Die vorliegende Gotische Minuskel zeichnet sich durch keine markanten Formen aus. Doppelstöckiges a weist einen relativ offenen oberen Bogen auf, der durch einen geschwungenen Haarstrich, der in das Innere des unteren Bogens führt, fortgesetzt wird. Die beiden Bögen des runden s sind gegeneinander verschoben, besitzen aber keine nennenswerten Zierstriche. Bei Buchstaben wie o oder unzialem d lässt sich eine gewisse Tendenz zur parallelogrammförmigen Ausrichtung erkennen. Unter den Versalien sticht die A-Initiale hervor, deren Grundform die pseudounziale ist. Neben dem relativ kräftig ausgeführten rechten Schaft, wird die linke geschwungene Haste durch einen Haarstrich artikuliert, an dem drei kleine Spitzen ansitzen. All diese Merkmale finden sich jedoch häufig in der Gotischen Minuskel, ohne dass hierüber exaktere Zuweisungen möglich wären.
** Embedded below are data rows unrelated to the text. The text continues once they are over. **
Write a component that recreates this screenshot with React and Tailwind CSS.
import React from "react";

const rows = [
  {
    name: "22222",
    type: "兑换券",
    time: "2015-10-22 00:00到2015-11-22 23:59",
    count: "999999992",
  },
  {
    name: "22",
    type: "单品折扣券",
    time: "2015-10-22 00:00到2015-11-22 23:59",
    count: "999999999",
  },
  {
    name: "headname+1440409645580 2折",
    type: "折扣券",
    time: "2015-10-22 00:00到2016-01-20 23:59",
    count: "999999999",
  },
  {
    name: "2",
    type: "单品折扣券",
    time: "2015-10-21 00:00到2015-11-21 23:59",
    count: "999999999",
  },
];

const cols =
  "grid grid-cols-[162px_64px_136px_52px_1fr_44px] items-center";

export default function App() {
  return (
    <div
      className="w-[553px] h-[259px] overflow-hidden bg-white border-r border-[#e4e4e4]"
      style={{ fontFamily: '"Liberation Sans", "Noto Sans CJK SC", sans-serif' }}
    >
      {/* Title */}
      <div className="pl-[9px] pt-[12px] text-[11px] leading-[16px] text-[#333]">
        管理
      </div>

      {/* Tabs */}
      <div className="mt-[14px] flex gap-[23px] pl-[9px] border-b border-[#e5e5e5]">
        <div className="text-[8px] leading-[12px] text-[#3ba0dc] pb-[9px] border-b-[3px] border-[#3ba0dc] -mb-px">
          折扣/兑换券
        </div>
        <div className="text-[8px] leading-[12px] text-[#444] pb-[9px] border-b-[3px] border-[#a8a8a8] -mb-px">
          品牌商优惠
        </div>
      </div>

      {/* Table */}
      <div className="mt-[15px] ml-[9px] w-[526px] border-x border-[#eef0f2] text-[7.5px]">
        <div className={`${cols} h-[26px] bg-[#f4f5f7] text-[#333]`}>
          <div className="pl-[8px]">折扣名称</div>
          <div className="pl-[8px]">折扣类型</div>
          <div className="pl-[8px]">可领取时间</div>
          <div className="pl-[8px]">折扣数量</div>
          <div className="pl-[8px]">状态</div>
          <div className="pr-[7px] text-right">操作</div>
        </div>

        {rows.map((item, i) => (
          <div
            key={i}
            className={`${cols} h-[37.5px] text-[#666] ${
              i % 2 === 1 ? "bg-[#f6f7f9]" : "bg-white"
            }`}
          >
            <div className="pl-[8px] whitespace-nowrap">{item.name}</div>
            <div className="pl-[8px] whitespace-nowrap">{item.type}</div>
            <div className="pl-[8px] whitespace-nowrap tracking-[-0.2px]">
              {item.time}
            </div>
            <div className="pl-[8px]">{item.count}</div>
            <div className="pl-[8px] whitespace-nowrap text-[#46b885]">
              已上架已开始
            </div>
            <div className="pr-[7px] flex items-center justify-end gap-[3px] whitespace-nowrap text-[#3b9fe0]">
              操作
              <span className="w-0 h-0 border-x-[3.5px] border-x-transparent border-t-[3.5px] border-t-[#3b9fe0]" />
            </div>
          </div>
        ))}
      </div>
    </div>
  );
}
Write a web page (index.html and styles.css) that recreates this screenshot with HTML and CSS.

Ulrich Dorfmayr stammte aus Eferding5). Er war Kanoniker in Vilshofen und Benefiziat bei St. Stephan in Wien. Er ist als Vikar bzw. Pfarrer von St. Margareta in Obernzell 1494 nachweisbar, als er eine Jahrtagsstiftung des Pfarrers Mauersteiner in Kellberg (Nr. 83) für die Marktkapelle bestätigte. Daneben ist er als Kirchherr in Pleinting 1503 belegt6).

Textkritischer Apparat

  1. us-Haken hochgestellt.
  2. Kürzungszeichen über q, evtl. übergeschriebenes i.
  3. Worttrenner in Form eines Quadrangels auf der Zeilenmitte.

Anmerkungen

  1. Griesbach in der Zell ist eine ältere Namensvariante für Obernzell, vgl. hierzu HAB Passau 457.
  2. Eine Gans(?) auf Dreiberg.
  3. Vgl. zur kunsthistorischen Einordnung: Röttger in Kdm Wegscheid 72; Halm, Plastik 1, 246; vgl. Grabplatte des Stephan Hager DI 67 (Stadt Passau) Nr. 321; Liedke, Gartner 48.
  4. Vgl. zu Gartner und seinem Schriftstil der Gotico-Antiqua Epp, Epigraphische Minuskel 173–183; DI 67 (Stadt Passau) XLVI-XLVIII, zur Gotischen Minuskel bei Gartner DI 67 (Stadt Passau) XLIIIf.
  5. Eferding/OÖ.; Vgl. Miller, Obernzell 57; Miller führt ihn unter den Pfarrvikaren auf. Er benützt als Quelle offenbar jedoch die Grabinschrift (vgl. Angabe des Todesjahres). Die Angabe bei Krick, Seelsorgevorstände 506, Dorfmayr stamme aus Erding, beruht wohl auf einer falschen Lesung. Ähnlich auch bei Halm, nach dem Dorfmayr aus Altenerding kam. Auch Stinglhamers (ABP PfA Obernzell 2, Bogen 7, 4. Seite) Angabe Erding bzw. Scherding beruht auf der nicht richtig aufgelösten Inschriftenlesung.
  6. Vgl. Krick, Seelsorgevorstände 506 und 644; Krick, Domstift 146; Miller, Obernzell 170; zur Jahrtagstiftung auch ABP PfA Obernzell 2: Stinglhamer Bogen 5, 4. Seite; auch Festschrift 750 Jahre 24.

Nachweise

  1. ABP OA Sammlung Stinglhamer/Krick 221; ABP PfA Obernzell 2: Stinglhamer Bogen 5, 4. Seite; Dölzer, Notizen 7 (nur Auflistung), 11 (Nachzeichnung); Halm, Plastik 1, 246; Kdm Wegscheid 72, Fig. 45; Miller, Lkr. Wegscheid 2, 137; Keller, Obernzell 18f.

Zitierhinweis:
DI 80, Passau I, Nr. 84 (Ramona Epp), in: www.inschriften.net, urn:nbn:de:0238-di080m014k0008400.